When you apply for a small business loan, you'll be required to provide several items regarding your company and its financial situation. While it may seem difficult to get this various paperwork together, it’s good for both parties that this documentation is required: it helps ensure that the final loan you're offered is what's best for you, something that you can afford and that really fits your needs. While the exact documents needed may vary between loan types, everything on this list is virtually guaranteed to be useful during the application process.
In order to be granted small business capital through the SBA, you'll need to show evidence of a solid business plan to show future steps and goals. In many cases, the required information could go well beyond the business plan. Additionally, you'll need to show personal information to identify yourself, and sometimes include a resume that shows your leadership and management experience.
Credit Reports & Tax Returns
Expect the prospective lender to pull your individual credit report and the credit report for your business, if you have already started it. Before you apply, it's smart to pull your own report(s) and check them for inaccuracies. It's not uncommon for the reports to have an error or two, , and even a slight problem could have a big impact when you are applying for credit or a loan. By the same token, most lenders will want to see three years of personal and business tax returns (if you have them).
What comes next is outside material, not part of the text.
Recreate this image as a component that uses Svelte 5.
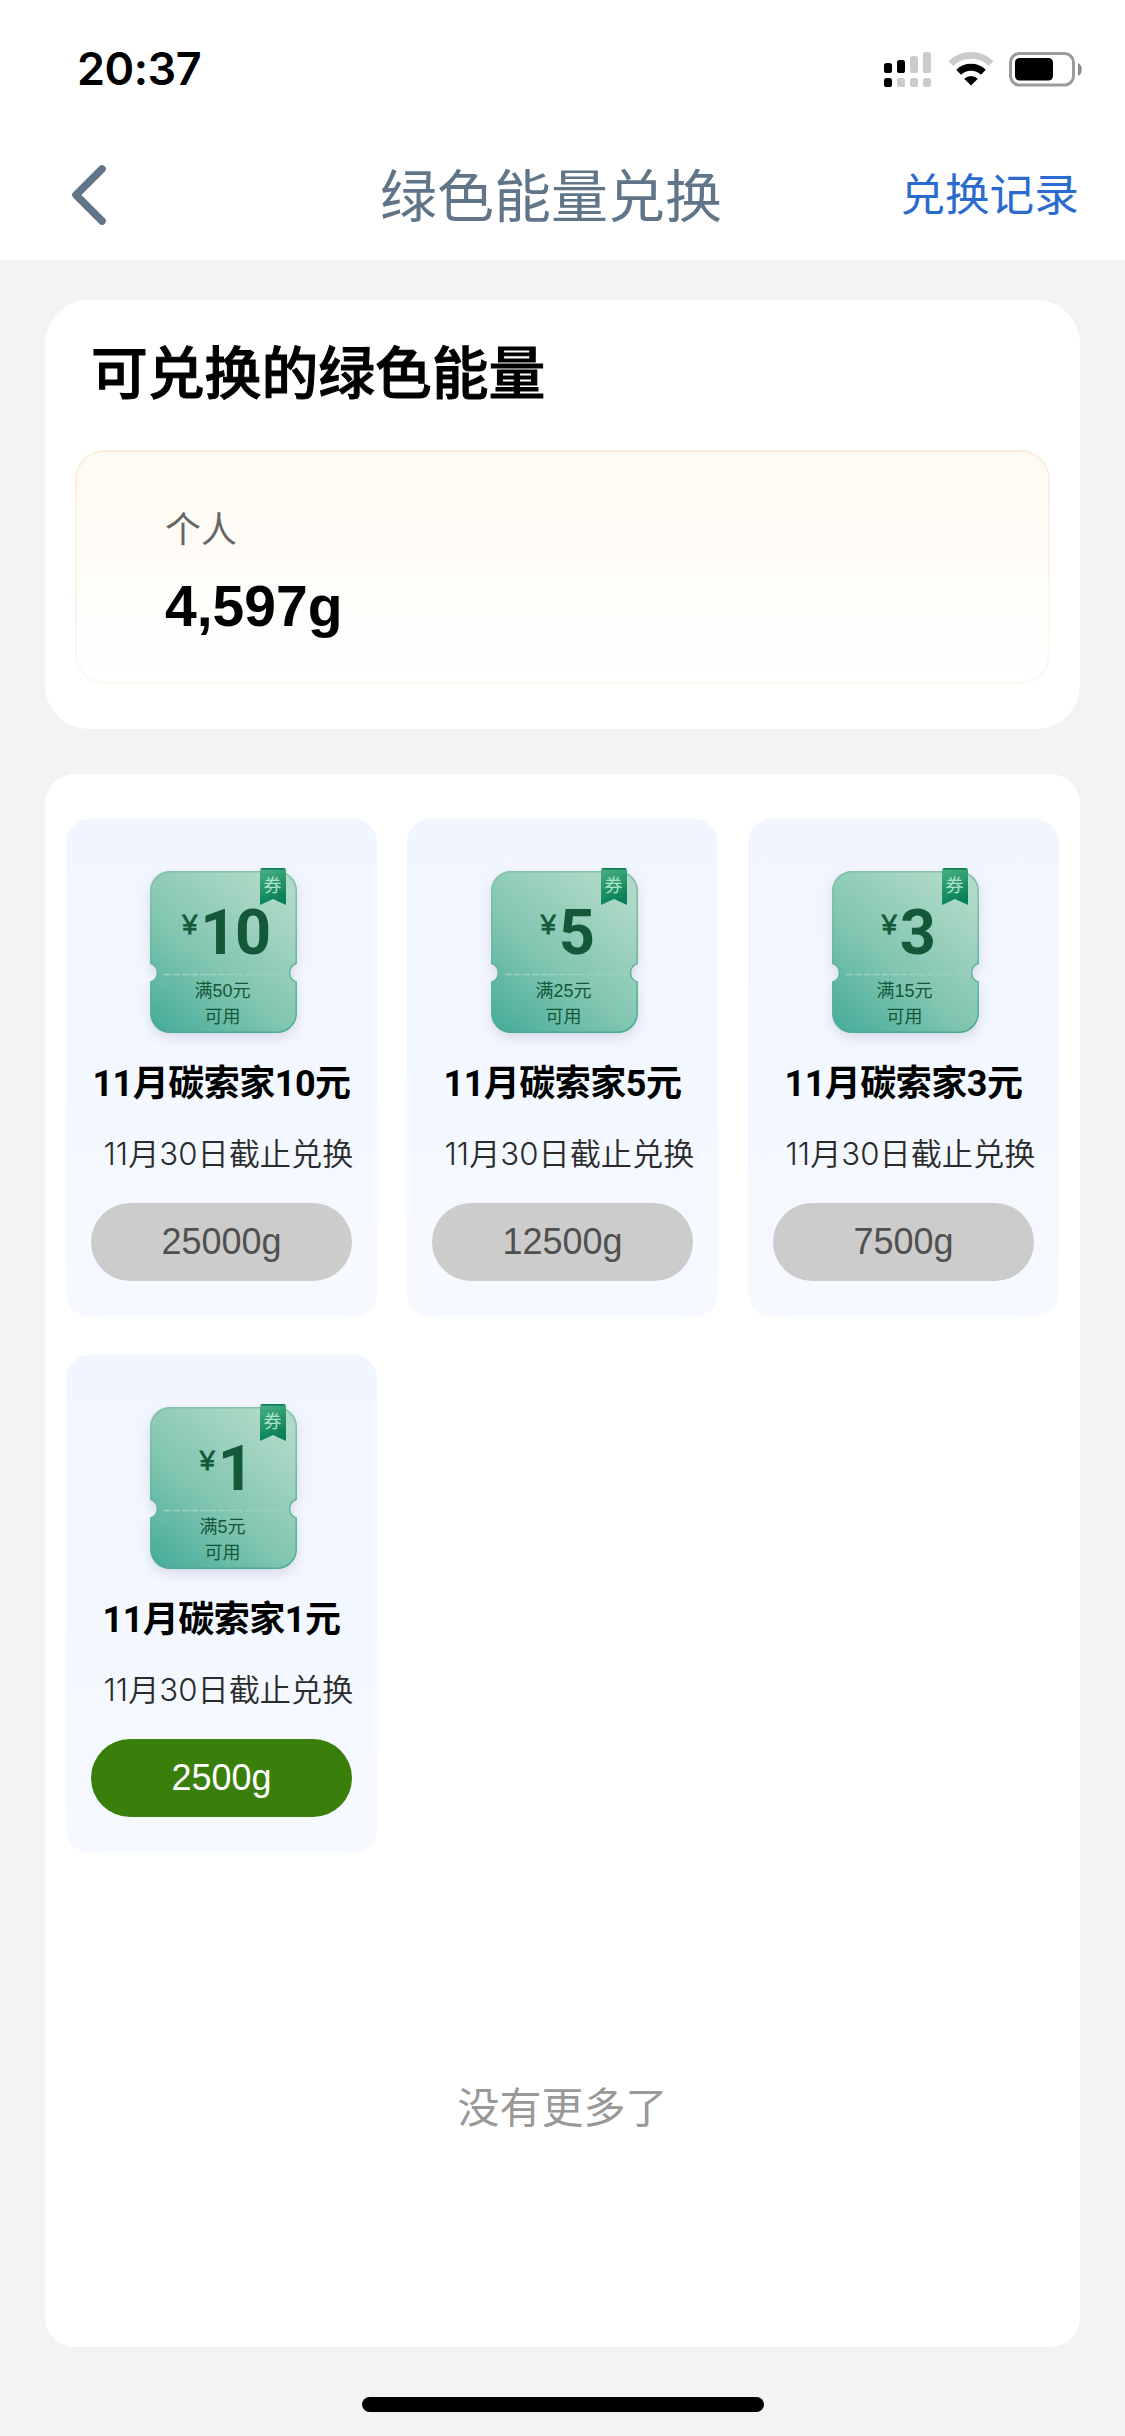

You will likely need to show your personal and business financial statements to the lender. This helps them determine your small business capital needs and how much debt you can realistically afford to carry. Expect to present both financial statements of your own and documents from your current bank.
Agreements, Leases, and Licenses
If you've had to fill out any kind of official form or agreement, you'll likely need to present it as part of the loan. This applies to articles of incorporation, any kind of local business licenses or accreditations required in your area, franchise agreements, and lease arrangements. And in some cases, you may be asked to provide information on who your customers are.
This is not an exhaustive list covering every potential situation for every lender. You should always check and ask them what, specifically, they'll want to see so that you can be prepared. But if you're just starting the process and want to have some idea of what they're looking for, this list is a good starting point.